• **Required work**
Scan the following material for the string "index" and copy each line in which it appears.

• **Given entries**
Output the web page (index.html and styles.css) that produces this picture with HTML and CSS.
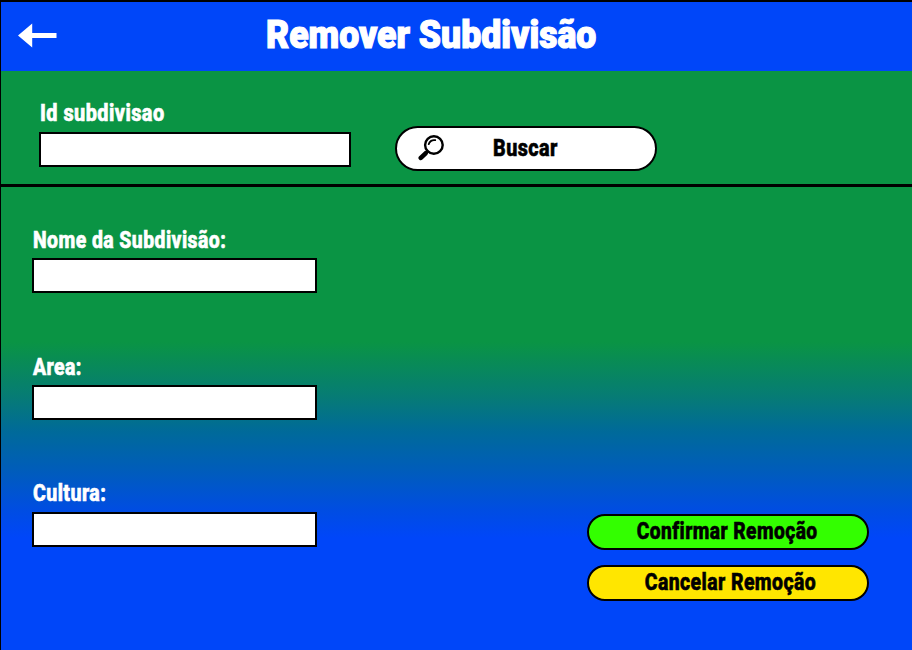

---

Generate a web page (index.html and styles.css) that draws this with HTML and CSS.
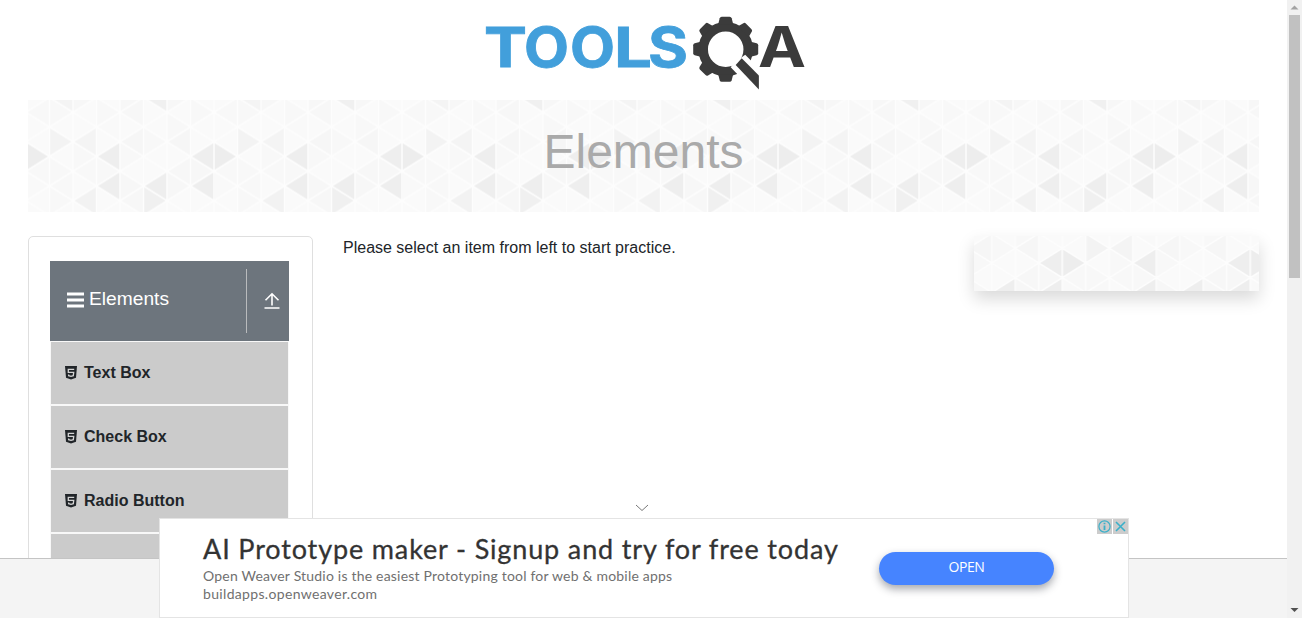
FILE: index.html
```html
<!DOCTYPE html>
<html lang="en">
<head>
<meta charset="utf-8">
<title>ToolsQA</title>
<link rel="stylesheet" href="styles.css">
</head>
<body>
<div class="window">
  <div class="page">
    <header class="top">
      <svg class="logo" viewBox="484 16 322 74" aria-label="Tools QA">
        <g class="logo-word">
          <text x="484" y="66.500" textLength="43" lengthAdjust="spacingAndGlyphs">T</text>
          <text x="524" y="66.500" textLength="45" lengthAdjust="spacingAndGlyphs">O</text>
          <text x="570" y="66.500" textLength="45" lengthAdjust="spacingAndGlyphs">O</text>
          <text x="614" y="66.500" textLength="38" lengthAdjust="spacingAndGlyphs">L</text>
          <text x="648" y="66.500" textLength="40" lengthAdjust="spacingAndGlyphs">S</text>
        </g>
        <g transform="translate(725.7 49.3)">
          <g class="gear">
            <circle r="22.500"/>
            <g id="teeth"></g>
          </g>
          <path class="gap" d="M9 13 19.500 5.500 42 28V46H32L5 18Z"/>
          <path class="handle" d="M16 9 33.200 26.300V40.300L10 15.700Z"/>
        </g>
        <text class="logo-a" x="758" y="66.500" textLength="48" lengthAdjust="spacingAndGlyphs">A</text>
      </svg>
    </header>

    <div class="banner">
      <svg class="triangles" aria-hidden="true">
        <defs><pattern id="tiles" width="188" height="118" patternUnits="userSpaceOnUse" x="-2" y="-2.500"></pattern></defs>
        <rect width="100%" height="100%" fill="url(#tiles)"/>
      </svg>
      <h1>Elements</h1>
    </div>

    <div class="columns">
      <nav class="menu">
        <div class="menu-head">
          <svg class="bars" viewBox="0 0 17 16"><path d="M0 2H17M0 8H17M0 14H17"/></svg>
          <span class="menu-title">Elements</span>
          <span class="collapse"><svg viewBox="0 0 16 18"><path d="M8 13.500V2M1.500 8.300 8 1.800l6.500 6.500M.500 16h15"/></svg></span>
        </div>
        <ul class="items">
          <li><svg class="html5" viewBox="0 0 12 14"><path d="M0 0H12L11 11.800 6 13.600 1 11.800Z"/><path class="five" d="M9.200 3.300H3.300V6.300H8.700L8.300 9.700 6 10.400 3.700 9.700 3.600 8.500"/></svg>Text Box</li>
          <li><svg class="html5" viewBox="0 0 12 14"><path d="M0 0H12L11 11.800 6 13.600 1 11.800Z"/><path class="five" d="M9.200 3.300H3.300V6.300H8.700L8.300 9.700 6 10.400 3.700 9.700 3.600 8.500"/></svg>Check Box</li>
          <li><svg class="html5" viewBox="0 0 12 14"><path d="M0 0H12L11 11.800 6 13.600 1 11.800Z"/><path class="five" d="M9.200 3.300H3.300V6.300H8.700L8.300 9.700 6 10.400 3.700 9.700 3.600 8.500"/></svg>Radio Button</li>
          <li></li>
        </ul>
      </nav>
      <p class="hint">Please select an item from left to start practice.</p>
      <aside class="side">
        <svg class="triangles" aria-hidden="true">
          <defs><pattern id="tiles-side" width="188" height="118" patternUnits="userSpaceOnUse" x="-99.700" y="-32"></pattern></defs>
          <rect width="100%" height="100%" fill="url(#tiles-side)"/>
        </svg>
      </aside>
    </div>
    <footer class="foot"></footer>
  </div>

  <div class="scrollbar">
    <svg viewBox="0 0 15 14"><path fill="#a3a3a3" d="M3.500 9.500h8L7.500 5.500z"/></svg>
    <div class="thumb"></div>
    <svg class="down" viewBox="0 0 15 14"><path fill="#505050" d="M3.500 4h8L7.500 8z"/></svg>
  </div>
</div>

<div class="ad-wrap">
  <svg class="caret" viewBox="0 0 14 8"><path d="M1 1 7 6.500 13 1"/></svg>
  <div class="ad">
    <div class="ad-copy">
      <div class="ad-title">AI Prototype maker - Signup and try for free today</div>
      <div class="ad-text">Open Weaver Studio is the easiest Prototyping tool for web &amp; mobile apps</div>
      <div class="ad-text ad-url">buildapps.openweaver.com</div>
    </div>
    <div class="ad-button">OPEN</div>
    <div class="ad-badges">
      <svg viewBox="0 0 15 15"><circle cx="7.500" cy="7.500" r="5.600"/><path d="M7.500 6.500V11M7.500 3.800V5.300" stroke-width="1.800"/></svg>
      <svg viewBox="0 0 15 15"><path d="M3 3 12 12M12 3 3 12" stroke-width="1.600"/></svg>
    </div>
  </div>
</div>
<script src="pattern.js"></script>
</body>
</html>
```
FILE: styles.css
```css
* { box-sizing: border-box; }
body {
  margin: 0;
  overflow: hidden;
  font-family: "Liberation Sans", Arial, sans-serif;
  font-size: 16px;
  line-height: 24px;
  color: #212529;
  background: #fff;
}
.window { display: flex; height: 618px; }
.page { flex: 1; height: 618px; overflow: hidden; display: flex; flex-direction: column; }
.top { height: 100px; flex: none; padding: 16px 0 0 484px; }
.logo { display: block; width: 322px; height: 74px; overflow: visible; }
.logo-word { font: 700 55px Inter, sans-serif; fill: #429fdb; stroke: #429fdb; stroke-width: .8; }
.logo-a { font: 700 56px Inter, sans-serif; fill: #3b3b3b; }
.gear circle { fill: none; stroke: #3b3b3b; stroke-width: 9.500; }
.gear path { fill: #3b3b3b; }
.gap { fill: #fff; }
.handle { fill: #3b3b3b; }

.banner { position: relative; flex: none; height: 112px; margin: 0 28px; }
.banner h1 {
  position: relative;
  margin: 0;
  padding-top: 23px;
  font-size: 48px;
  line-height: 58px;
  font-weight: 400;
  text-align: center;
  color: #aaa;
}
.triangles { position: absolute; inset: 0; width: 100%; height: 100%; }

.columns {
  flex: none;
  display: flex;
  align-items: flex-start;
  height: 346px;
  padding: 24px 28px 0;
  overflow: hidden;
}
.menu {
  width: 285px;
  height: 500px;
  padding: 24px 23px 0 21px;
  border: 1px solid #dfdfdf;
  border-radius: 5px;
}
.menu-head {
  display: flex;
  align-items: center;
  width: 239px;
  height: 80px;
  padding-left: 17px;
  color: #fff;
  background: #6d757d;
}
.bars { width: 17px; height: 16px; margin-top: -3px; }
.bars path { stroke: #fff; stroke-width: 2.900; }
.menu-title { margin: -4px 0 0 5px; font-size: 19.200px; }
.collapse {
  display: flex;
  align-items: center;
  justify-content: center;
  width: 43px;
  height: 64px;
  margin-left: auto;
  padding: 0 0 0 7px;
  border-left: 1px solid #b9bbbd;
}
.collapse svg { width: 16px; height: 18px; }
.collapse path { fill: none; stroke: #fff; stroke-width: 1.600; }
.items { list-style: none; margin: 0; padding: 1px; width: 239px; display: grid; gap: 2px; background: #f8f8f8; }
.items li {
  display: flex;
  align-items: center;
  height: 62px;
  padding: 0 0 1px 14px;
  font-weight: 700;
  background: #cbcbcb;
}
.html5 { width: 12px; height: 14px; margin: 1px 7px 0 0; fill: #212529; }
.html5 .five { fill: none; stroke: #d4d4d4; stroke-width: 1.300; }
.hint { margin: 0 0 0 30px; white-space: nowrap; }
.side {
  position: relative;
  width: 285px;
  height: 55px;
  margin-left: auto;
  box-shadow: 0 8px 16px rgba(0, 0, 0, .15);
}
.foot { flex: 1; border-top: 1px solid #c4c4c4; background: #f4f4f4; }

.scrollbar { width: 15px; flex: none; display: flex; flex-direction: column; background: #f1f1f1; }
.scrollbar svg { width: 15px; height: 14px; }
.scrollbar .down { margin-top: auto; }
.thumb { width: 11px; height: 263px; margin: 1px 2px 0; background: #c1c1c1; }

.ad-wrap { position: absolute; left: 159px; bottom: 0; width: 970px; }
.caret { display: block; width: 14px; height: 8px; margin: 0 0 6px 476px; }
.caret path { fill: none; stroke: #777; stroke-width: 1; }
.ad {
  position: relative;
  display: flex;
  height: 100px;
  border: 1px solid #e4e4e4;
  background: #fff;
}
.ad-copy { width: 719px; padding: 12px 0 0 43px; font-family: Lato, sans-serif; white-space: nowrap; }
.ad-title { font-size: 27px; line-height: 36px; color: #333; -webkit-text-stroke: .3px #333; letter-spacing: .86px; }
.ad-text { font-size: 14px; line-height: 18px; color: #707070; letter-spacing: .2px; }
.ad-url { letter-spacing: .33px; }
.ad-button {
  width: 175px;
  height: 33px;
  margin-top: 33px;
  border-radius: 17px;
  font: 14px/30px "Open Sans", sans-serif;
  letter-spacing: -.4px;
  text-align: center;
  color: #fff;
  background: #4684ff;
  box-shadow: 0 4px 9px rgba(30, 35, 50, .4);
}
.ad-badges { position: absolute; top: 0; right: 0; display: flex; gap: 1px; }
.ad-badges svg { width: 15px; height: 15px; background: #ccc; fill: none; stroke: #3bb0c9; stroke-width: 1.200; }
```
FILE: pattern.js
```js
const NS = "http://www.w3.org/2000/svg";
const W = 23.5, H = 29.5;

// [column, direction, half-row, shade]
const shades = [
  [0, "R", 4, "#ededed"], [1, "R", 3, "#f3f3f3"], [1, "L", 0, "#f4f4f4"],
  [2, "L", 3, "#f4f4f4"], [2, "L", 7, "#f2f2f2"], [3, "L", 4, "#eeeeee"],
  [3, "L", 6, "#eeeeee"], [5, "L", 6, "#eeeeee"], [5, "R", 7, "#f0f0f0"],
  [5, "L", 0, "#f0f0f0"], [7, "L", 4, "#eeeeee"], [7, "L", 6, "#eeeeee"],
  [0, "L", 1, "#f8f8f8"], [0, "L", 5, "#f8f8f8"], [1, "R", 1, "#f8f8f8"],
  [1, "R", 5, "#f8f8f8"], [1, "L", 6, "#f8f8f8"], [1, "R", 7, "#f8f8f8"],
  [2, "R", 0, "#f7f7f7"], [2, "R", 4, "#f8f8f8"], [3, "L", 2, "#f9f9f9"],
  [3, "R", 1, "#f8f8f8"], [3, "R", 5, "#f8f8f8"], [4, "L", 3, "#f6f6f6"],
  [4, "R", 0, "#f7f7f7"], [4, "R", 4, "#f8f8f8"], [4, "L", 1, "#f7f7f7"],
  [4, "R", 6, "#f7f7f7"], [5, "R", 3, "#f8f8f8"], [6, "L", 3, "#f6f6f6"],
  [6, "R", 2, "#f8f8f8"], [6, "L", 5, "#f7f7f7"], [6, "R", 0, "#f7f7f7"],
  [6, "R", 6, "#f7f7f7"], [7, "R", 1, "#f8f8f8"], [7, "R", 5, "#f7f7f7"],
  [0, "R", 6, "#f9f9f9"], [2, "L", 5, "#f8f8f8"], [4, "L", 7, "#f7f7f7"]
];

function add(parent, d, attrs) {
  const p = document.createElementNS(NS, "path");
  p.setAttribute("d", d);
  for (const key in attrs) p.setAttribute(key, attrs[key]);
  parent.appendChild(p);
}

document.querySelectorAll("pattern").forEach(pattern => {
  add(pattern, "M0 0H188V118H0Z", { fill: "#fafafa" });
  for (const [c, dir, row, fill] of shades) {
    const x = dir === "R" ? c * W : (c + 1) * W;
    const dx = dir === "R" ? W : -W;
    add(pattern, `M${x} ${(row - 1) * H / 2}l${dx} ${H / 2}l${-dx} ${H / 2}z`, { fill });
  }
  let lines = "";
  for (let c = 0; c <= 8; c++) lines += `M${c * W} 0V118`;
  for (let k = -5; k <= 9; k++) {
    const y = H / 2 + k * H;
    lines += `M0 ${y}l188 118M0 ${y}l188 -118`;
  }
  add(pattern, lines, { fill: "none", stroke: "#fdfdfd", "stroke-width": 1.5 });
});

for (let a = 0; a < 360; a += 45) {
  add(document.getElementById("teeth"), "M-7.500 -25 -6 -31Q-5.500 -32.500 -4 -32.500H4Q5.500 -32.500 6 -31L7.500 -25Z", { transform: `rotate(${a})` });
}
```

• **Problem solution**
Output the web page (index.html and styles.css) that produces this picture with HTML and CSS.
Generate a web page (index.html and styles.css) that draws this with HTML and CSS.
FILE: index.html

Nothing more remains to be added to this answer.